Raw records:

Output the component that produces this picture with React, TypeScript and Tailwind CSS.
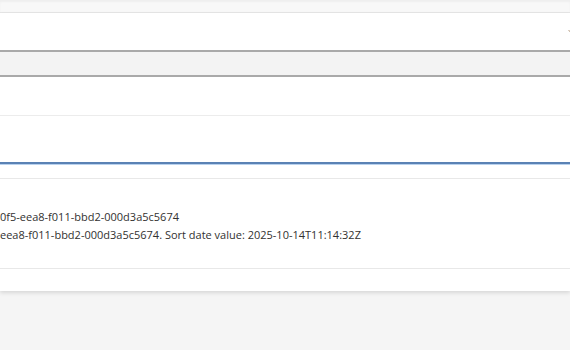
import { ChevronDown } from 'lucide-react';

export default function App() {
  return (
    <div
      className="w-[570px] h-[350px] overflow-hidden bg-[#f5f5f5] text-[#323130]"
      style={{ fontFamily: '"Open Sans", "Noto Sans", sans-serif' }}
    >
      {/* top strip */}
      <div className="h-[13px] bg-[#f8f8f8] border-b border-[#e6e6e6] shadow-[inset_0_2px_2px_rgba(0,0,0,0.04)]" />

      {/* card */}
      <div className="bg-white shadow-[0_2px_4px_rgba(0,0,0,0.12)]">
        {/* filter row */}
        <div className="h-[37px] flex items-center justify-end">
          <ChevronDown className="w-3 h-3 text-[#a08060] -mr-[8px]" strokeWidth={2} />
        </div>

        {/* header band */}
        <div className="h-[27px] bg-[#f3f3f3] border-y-2 border-[#a9a9a9]" />

        <div className="h-[39px] border-b border-[#ececec]" />

        {/* input-like row */}
        <div className="h-[48px] border-b-2 border-[#5a82b4] shadow-[0_1px_0_#b9d2ee]" />

        <div className="h-[15px] border-b border-[#e8e8e8]" />

        {/* detail block */}
        <div className="h-[90px] flex flex-col justify-center pt-[5px] border-b border-[#e8e8e8] text-[11px] leading-[18px] whitespace-nowrap">
          <div>0f5-eea8-f011-bbd2-000d3a5c5674</div>
          <div>eea8-f011-bbd2-000d3a5c5674. Sort date value: 2025-10-14T11:14:32Z</div>
        </div>

        <div className="h-[22px]" />
      </div>
    </div>
  );
}
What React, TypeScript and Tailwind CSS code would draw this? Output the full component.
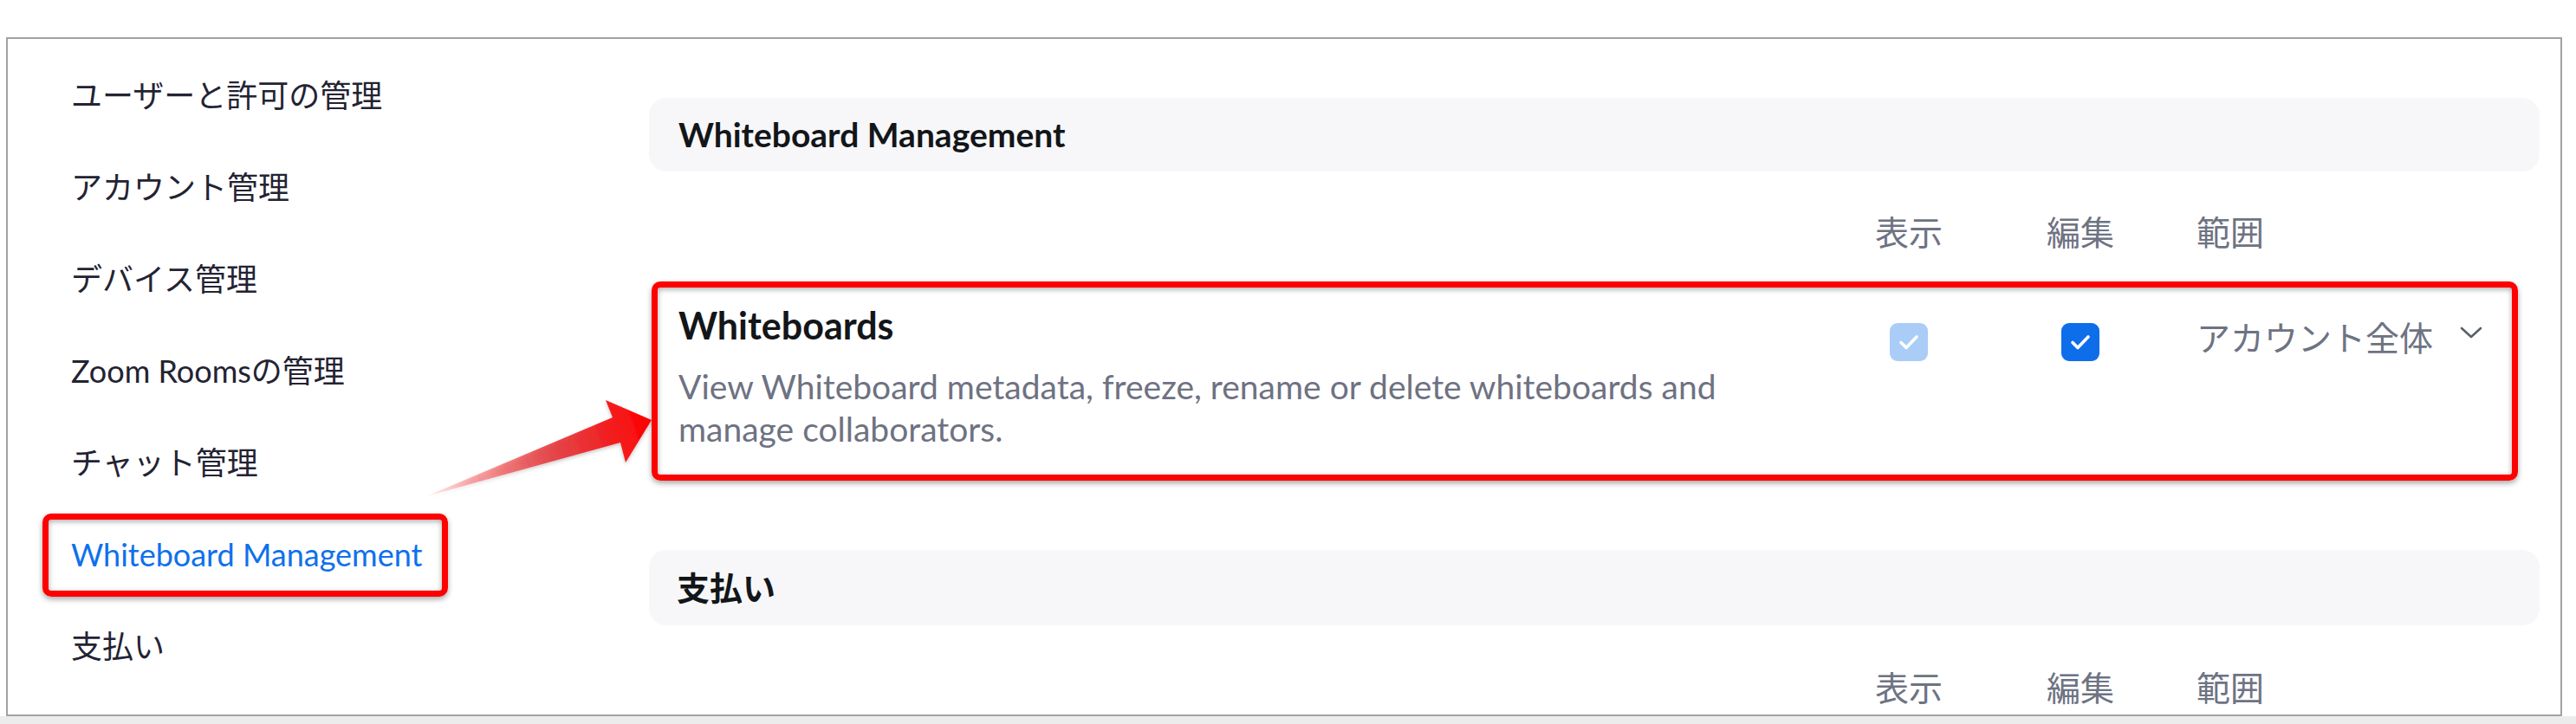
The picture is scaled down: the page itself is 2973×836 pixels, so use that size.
import React from "react";

const sideItems = [
  "ユーザーと許可の管理",
  "アカウント管理",
  "デバイス管理",
  "Zoom Roomsの管理",
  "チャット管理",
  "Whiteboard Management",
  "支払い",
];

function Checkbox({ disabled }: { disabled?: boolean }) {
  return (
    <div
      className={
        disabled
          ? "w-[44px] h-[44px] rounded-[9px] bg-[#a9cdf7] flex items-center justify-center"
          : "w-[44px] h-[44px] rounded-[9px] bg-[#0e6eea] flex items-center justify-center"
      }
    >
      <svg width="26" height="22" viewBox="0 0 26 22" fill="none">
        <path d="M4 11.5l6 6L22 5" stroke="white" strokeWidth="3.6" strokeLinecap="round" strokeLinejoin="round" />
      </svg>
    </div>
  );
}

function ColumnHeads() {
  return (
    <div className="flex h-[44px] items-center text-[39px] leading-[44px] text-[#6e7383]">
      <div className="flex-1" />
      <div className="w-[198px] text-center">表示</div>
      <div className="w-[198px] text-center">編集</div>
      <div className="w-[431px] pl-[35px]">範囲</div>
    </div>
  );
}

export default function App() {
  return (
    <div className="relative w-[2973px] h-[836px] bg-white overflow-hidden font-[Lato,'Noto_Sans_CJK_JP',sans-serif]">
      <div className="pt-[43px] pl-[7px]">
        <div className="w-[2950px] h-[784px] border-2 border-[#a2a2a2] flex overflow-hidden">
          {/* sidebar */}
          <div className="w-[740px] shrink-0 pl-[73px] pt-[12px]">
            {sideItems.map((t) => {
              const active = t === "Whiteboard Management";
              return (
                <div key={t} className="relative h-[106px] flex items-center">
                  <span className={active ? "text-[36px] text-[#0e71eb]" : "text-[36px] text-[#232333]"}>{t}</span>
                  {active && (
                    <div className="absolute left-[-33px] top-[6px] w-[468px] h-[96px] border-[7px] border-[#ff0000] rounded-[10px] shadow-[0_3px_6px_rgba(0,0,0,0.35),inset_0_2px_6px_rgba(0,0,0,0.35)]" />
                  )}
                </div>
              );
            })}
          </div>

          {/* main */}
          <div className="flex-1 pr-[24px] pt-[68px]">
            <div className="h-[85px] rounded-[20px] bg-[#f7f7f9] px-[34px] flex items-center">
              <span className="text-[39px] font-bold text-[#131619]">Whiteboard Management</span>
            </div>

            <div className="mt-[48px]">
              <ColumnHeads />
            </div>

            <div className="relative mt-[62px] flex items-start">
              <div className="flex-1 pl-[34px]">
                <div className="text-[43px] leading-[48px] font-bold text-[#131619]">Whiteboards</div>
                <div className="mt-[22px] text-[39px] leading-[49px] text-[#6e7282]">
                  View Whiteboard metadata, freeze, rename or delete whiteboards and
                  <br />
                  manage collaborators.
                </div>
              </div>
              <div className="w-[198px] flex justify-center pt-[21px]">
                <Checkbox disabled />
              </div>
              <div className="w-[198px] flex justify-center pt-[21px]">
                <Checkbox />
              </div>
              <div className="w-[431px] pl-[35px] pt-[14px] flex items-center">
                <span className="text-[39px] leading-[48px] text-[#6e7383]">アカウント全体</span>
                <svg className="ml-[30px] mt-[-12px]" width="28" height="16" viewBox="0 0 28 16" fill="none">
                  <path d="M3 3l11 10L25 3" stroke="#5b5f6b" strokeWidth="2.6" strokeLinecap="round" strokeLinejoin="round" />
                </svg>
              </div>
              <div className="absolute left-[3px] top-[-27px] w-[2154px] h-[230px] border-[7px] border-[#ff0000] rounded-[10px] shadow-[0_3px_6px_rgba(0,0,0,0.35),inset_0_2px_6px_rgba(0,0,0,0.35)]" />
            </div>

            <div className="mt-[115px] h-[87px] rounded-[20px] bg-[#f7f7f9] px-[32px] flex items-center">
              <span className="text-[38px] font-bold text-[#131619]">支払い</span>
            </div>

            <div className="mt-[50px]">
              <ColumnHeads />
            </div>
          </div>
        </div>
        <div className="h-[9px] bg-[#ececec] ml-[-7px]" />
      </div>

      {/* annotation arrow */}
      <svg className="absolute inset-0 pointer-events-none" width="2973" height="836" viewBox="0 0 2973 836">
        <defs>
          <linearGradient id="arrowGrad" x1="492" y1="573" x2="752" y2="485" gradientUnits="userSpaceOnUse">
            <stop offset="0" stopColor="#ff0000" stopOpacity="0.05" />
            <stop offset="0.55" stopColor="#e2262a" stopOpacity="0.8" />
            <stop offset="1" stopColor="#ff0000" />
          </linearGradient>
          <filter id="arrowShadow" x="-10%" y="-20%" width="120%" height="140%">
            <feDropShadow dx="0" dy="2" stdDeviation="2" floodColor="#000" floodOpacity="0.25" />
          </filter>
        </defs>
        <polygon
          points="492,573 707,482 699,462 752,485 722,534 716,511"
          fill="url(#arrowGrad)"
          filter="url(#arrowShadow)"
        />
      </svg>
    </div>
  );
}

What is needed
Which lines contain "TypeScript"? Copy each of them.

Task response
Output the component that produces this picture with React, TypeScript and Tailwind CSS.
What React, TypeScript and Tailwind CSS code would draw this? Output the full component.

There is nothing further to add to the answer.